SANGRIA

Em meados do século XVII, o inglês William Franklin, contaminado pelas doutrinas calvinistas radicais, temendo não ser um "eleito", apesar de ter uma sementinha de Deus plantada no coração, começou a se desesperar. Pois começou a acreditar que Deus o havia abandonado. Que Ele o havia exluído arbitrariamente da lista de criaturas salvas. Estava destinado ao inferno eterno.

No desespero procurou um médico. Mas um médico do século XVII, quando ainda nem se sabia que existia circulação sanguínea. E o médico, no topo de seu saber escolástico-episcopal prescreveu-lhe uma receita infalivel: sangria! Faltou-lhe dizer que ele estava com virose, reumatismo, espinhela caída, cobrero, urucubaca ou vento encanado. Pronto: bastava-lhe uma sangria para expelir todo pecado e maldade que vinha desde Adão e Eva.

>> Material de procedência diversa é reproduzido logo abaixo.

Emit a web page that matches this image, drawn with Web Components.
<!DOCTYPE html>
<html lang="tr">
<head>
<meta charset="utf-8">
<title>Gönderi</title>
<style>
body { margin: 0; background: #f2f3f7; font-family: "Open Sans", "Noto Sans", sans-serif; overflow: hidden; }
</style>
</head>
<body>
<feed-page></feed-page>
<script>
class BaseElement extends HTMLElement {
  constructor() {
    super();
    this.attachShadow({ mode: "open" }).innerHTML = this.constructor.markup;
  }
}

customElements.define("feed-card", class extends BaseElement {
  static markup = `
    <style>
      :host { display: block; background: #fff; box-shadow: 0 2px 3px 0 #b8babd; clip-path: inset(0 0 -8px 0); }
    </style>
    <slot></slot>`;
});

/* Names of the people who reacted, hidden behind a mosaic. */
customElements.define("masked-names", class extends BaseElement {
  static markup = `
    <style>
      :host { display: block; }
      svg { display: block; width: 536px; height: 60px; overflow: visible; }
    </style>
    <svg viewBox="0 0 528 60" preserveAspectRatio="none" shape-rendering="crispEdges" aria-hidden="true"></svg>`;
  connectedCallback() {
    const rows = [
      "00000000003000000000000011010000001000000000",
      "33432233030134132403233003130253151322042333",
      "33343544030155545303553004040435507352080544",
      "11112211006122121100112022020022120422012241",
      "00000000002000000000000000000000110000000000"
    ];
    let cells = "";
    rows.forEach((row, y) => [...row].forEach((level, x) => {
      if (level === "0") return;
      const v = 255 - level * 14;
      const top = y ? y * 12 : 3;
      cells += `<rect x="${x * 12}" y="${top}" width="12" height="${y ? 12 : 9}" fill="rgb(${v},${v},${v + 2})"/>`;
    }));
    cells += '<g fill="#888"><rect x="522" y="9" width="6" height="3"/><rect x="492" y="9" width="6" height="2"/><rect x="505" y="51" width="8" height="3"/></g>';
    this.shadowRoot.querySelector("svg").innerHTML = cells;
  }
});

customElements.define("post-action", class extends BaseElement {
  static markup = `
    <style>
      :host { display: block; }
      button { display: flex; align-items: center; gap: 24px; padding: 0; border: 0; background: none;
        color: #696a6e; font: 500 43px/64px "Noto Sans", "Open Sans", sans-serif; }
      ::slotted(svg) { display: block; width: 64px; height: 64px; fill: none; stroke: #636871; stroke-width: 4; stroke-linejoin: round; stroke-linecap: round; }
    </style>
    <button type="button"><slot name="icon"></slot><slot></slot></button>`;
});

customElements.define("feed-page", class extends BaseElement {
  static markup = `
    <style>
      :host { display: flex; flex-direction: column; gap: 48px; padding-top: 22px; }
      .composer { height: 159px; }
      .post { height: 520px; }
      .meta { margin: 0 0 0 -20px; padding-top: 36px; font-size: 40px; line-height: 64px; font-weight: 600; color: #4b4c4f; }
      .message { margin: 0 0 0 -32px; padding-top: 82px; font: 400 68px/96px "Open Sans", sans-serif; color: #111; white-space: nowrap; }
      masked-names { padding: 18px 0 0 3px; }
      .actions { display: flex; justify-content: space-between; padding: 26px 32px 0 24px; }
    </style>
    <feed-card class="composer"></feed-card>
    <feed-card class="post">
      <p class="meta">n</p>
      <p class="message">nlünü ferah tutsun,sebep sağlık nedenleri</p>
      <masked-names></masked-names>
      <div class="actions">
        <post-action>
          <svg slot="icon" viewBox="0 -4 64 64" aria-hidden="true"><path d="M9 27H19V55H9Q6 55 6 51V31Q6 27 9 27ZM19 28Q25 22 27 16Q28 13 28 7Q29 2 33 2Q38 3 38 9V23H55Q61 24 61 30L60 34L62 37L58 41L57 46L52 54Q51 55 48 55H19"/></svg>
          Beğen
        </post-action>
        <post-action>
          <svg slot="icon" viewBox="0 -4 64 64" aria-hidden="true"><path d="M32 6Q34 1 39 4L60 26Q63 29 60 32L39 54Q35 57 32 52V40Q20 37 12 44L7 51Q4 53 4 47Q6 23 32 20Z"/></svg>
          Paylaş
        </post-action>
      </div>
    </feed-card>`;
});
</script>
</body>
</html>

Usando o princípio hipocrático de que a doença era uma coisa que nos invadia, uma partícula ou corpúsculo como diria Foucault, ela podia ser extraida por meio de uma sangria. Isso valia para qualquer enfermidade, inclusive aquela ocasionada por picada de vampiro ou por um olhar seca-pimenteira. Era uma época em que os médicos se restringiam a diagnosticar e prescrever. Não lhes cabia a parte terapêutica. Quem administraria tratamento, no caso, seria um profissinal próprio para essas imundícies: um barbeiro! Que fazia barba, bigode, cabelo, análise psicanalítica e sangria.

Mas os médicos, pelo que já foi exposto, também eram barbeiros em medicina e teologia: não acertavam uma. Só se fosse por sorte. Mas a medicina muito se desenvolveu. Naquela época não existiam vírus ou outros "córpuscúlos" a se intrometer em nossa fisiologia animal. Existiam "miasmas", "pruridos", sendo que sangrias curavam qualquer ziquizira. Apesar disso não duvido que hoje algum charlatão ainda difunda esse tipo de cura miraculosa. Aliás, talvez isso esteja ocorrendo sob algum outro nome, algum outro nome quase impronunciável.